= High-performance buildings =

Buildings which are better for the environment that regulations require

High-performance buildings are those which deliver a relatively higher level of energy efficiency performance or greenhouse gas reduction than what is required by building codes or other regulations. Architects, designers, and builders typically design and build high-performance buildings using a range of established strategies, techniques, tools, and materials to ensure that, upon completion, the building will consume a minimal amount of energy for heating, cooling, illumination, and ventilation during operation.

== Occupant benefits ==
Those living or working in high-performance buildings enjoy a range of benefits when compared with traditional, less-efficient buildings. Documented benefits include:

- Lower energy bills. Lower energy consumption reduces operating costs and helps shield owners or managers from future increases in energy prices.
- Healthier living. High performance homes are designed for improved indoor air quality. They often include active ventilation, and use materials and finishes with lower amounts of volatile organic compounds (VOCs).
- Greater thermal comfort. Occupants will feel more comfortable at equivalent indoor temperatures relative to traditional buildings, due to reduced drafts and temperature variations in the building.
- Reduced pollution and emissions. High performance buildings consume dramatically less energy in operation, which can significantly lower greenhouse gas (GHG) emissions if the building burns natural gas for space and water heating.
- Natural light. High performance buildings maximize effective use of daylight, which can provide a more pleasing indoor environment while reducing utility costs.
- Increased resale value. Many homebuyers are looking for energy-efficient homes, which can typically be sold more quickly and for more money than conventional homes.
- Reduced noise levels. The increased insulation levels and better windows found in a high performance building can reduce sound transmission from outside.
- Higher resilience. High levels of insulation, combined with passive design, can help maintain comfortable indoor temperatures longer than conventional homes during power outages or summer heat events.
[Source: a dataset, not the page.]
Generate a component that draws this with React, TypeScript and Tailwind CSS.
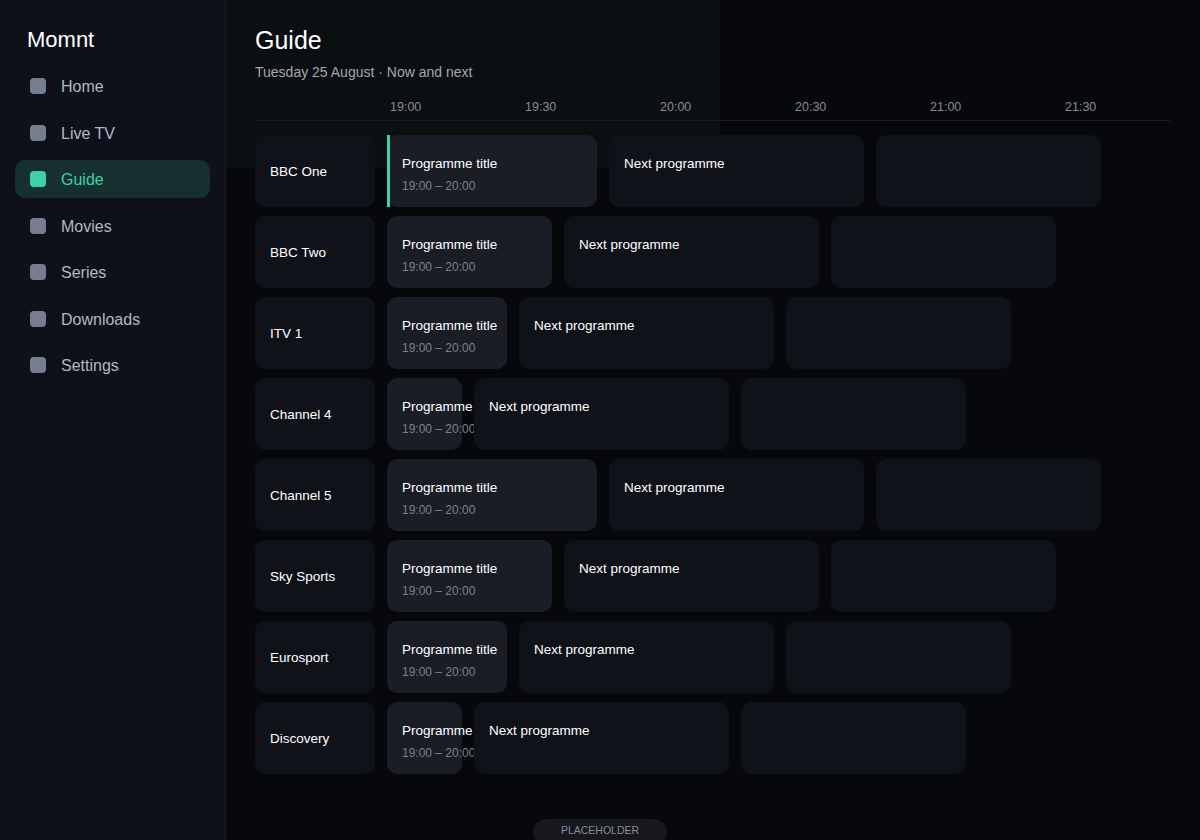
import { FC } from "react";

const navItems = ["Home", "Live TV", "Guide", "Movies", "Series", "Downloads", "Settings"];

const times = ["19:00", "19:30", "20:00", "20:30", "21:00", "21:30"];

const channels = [
  { name: "BBC One", now: 210, live: true },
  { name: "BBC Two", now: 165 },
  { name: "ITV 1", now: 120 },
  { name: "Channel 4", now: 75 },
  { name: "Channel 5", now: 210 },
  { name: "Sky Sports", now: 165 },
  { name: "Eurosport", now: 120 },
  { name: "Discovery", now: 75 },
];

const NavItem: FC<{ label: string; active?: boolean }> = ({ label, active }) => (
  <a
    href="#"
    className={
      active
        ? "flex h-[38px] items-center gap-[15px] rounded-[10px] bg-[#15302e] px-[15px] text-[#3dd1aa]"
        : "flex h-[38px] items-center gap-[15px] rounded-[10px] px-[15px] text-[#b3b8c4]"
    }
  >
    <span
      className={
        active
          ? "h-4 w-4 rounded-[4px] bg-[#3dd1aa]"
          : "h-4 w-4 rounded-[4px] bg-[#767d8f]"
      }
    />
    <span className="pt-[2px] text-[16px] leading-5">{label}</span>
  </a>
);

const GuideRow: FC<{ name: string; now: number; live?: boolean }> = ({ name, now, live }) => (
  <div className="flex h-[72px] gap-3">
    <div className="flex w-[120px] shrink-0 items-center rounded-[10px] bg-[#10121a] px-[15px] pt-[3px] text-[13.5px] text-white">
      {name}
    </div>
    <div
      className="relative shrink-0 whitespace-nowrap rounded-[10px] bg-[#1a1d26] px-[15px] pt-[19px]"
      style={{ width: now }}
    >
      {live && <span className="absolute bottom-0 left-0 top-0 w-[3px] bg-[#3dd1aa]" />}
      <div className="text-[13.5px] leading-5 text-white">Programme title</div>
      <div className="mt-1 text-[12px] leading-4 text-[#7b808e]">19:00 – 20:00</div>
    </div>
    <div className="relative w-[255px] shrink-0 whitespace-nowrap rounded-[10px] bg-[#10121a] px-[15px] pt-[19px]">
      <div className="text-[13.5px] leading-5 text-white">Next programme</div>
    </div>
    <div className="relative w-[225px] shrink-0 rounded-[10px] bg-[#10121a]" />
  </div>
);

export default function App() {
  return (
    <div className="relative flex h-[840px] w-[1200px] overflow-hidden bg-[#07080b] font-['Liberation_Sans',Arial,sans-serif]">
      <aside className="w-[226px] shrink-0 border-r border-[#1a1d25] bg-[#0f111a] px-[15px] pt-[27px]">
        <div className="pl-3 text-[22px] leading-[26px] text-white">Momnt</div>
        <nav className="mt-[14px] flex flex-col gap-[8.5px]">
          {navItems.map((item) => (
            <NavItem key={item} label={item} active={item === "Guide"} />
          ))}
        </nav>
      </aside>

      <main className="relative min-w-0 flex-1 pl-[29px] pr-[30px]">
        {/* soft panel behind the heading */}
        <div className="absolute left-0 top-0 h-[168px] w-[494px] bg-[#0a0f12]" />

        <div className="relative">
          <h1 className="pt-[25px] text-[25px] leading-[30px] text-white">Guide</h1>
          <p className="mt-[7px] text-[14px] leading-5 text-[#a3a7b1]">
            Tuesday 25 August · Now and next
          </p>

          <div className="mt-[17px] flex border-b border-[#1a1d24] pb-[5px]">
            <div className="w-[132px] shrink-0" />
            {times.map((t) => (
              <div key={t} className="w-[135px] shrink-0 pl-[3px] text-[12.5px] leading-4 text-[#878c98]">
                {t}
              </div>
            ))}
          </div>

          <div className="mt-[14px] flex flex-col gap-[9px]">
            {channels.map((c) => (
              <GuideRow key={c.name} name={c.name} now={c.now} live={c.live} />
            ))}
          </div>
        </div>
      </main>

      <div className="absolute left-1/2 top-[819px] flex h-[27px] w-[134px] -translate-x-1/2 justify-center rounded-full bg-[#16181e] pt-[5px] text-[10.5px] leading-3 text-[#878c99]">
        PLACEHOLDER
      </div>
    </div>
  );
}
A 2012 study by the American Council for an Energy-Efficient Economy found that multifamily buildings present a tremendous opportunity for energy savings. Comprehensive, cost-effective upgrades in multifamily buildings could improve efficiency by 15-30%, the Council found, representing an annual sector-wide savings of almost US$3.4 billion.

== Climate benefits ==

Globally, buildings constitute a leading consumer of energy and a significant source of greenhouse gas emissions. In 2010, buildings accounted for 32% of total global final energy use, 19% of energy-related GHG emissions, including emissions produced in the production of electricity that is used by buildings. In the United States in 2016, carbon emissions from homes and commercial businesses contributed 6,511 million metric tons of CO_{2} equivalent to the atmosphere, or 11 percent of the nation's total.

Governments with jurisdiction over building codes and standards and that are interested in reducing the climate impact of buildings may seek to reduce these emissions by either incentivizing requiring higher levels of energy efficiency performance in new homes and other buildings.

== All-Electric Buildings ==
High-performance buildings use less energy than their conventional counterparts. For buildings that burn natural gas for spaced and water heating, improved energy efficiency can yield corresponding reductions in greenhouse gas emissions.

Those building high-performance buildings, or renovating an existing building for improved energy and climate performance, often seek to reduce greenhouse gas emissions by using a low carbon energy system such an electric heat pump instead of a natural gas furnace or hot water heater. In the United States, a growing movement is seeking to "electrify everything," including buildings. As of mid-2021, at least 45 U.S. cities have to date passed "all electric" ordinances that either mandate or incentivize all-electric new construction.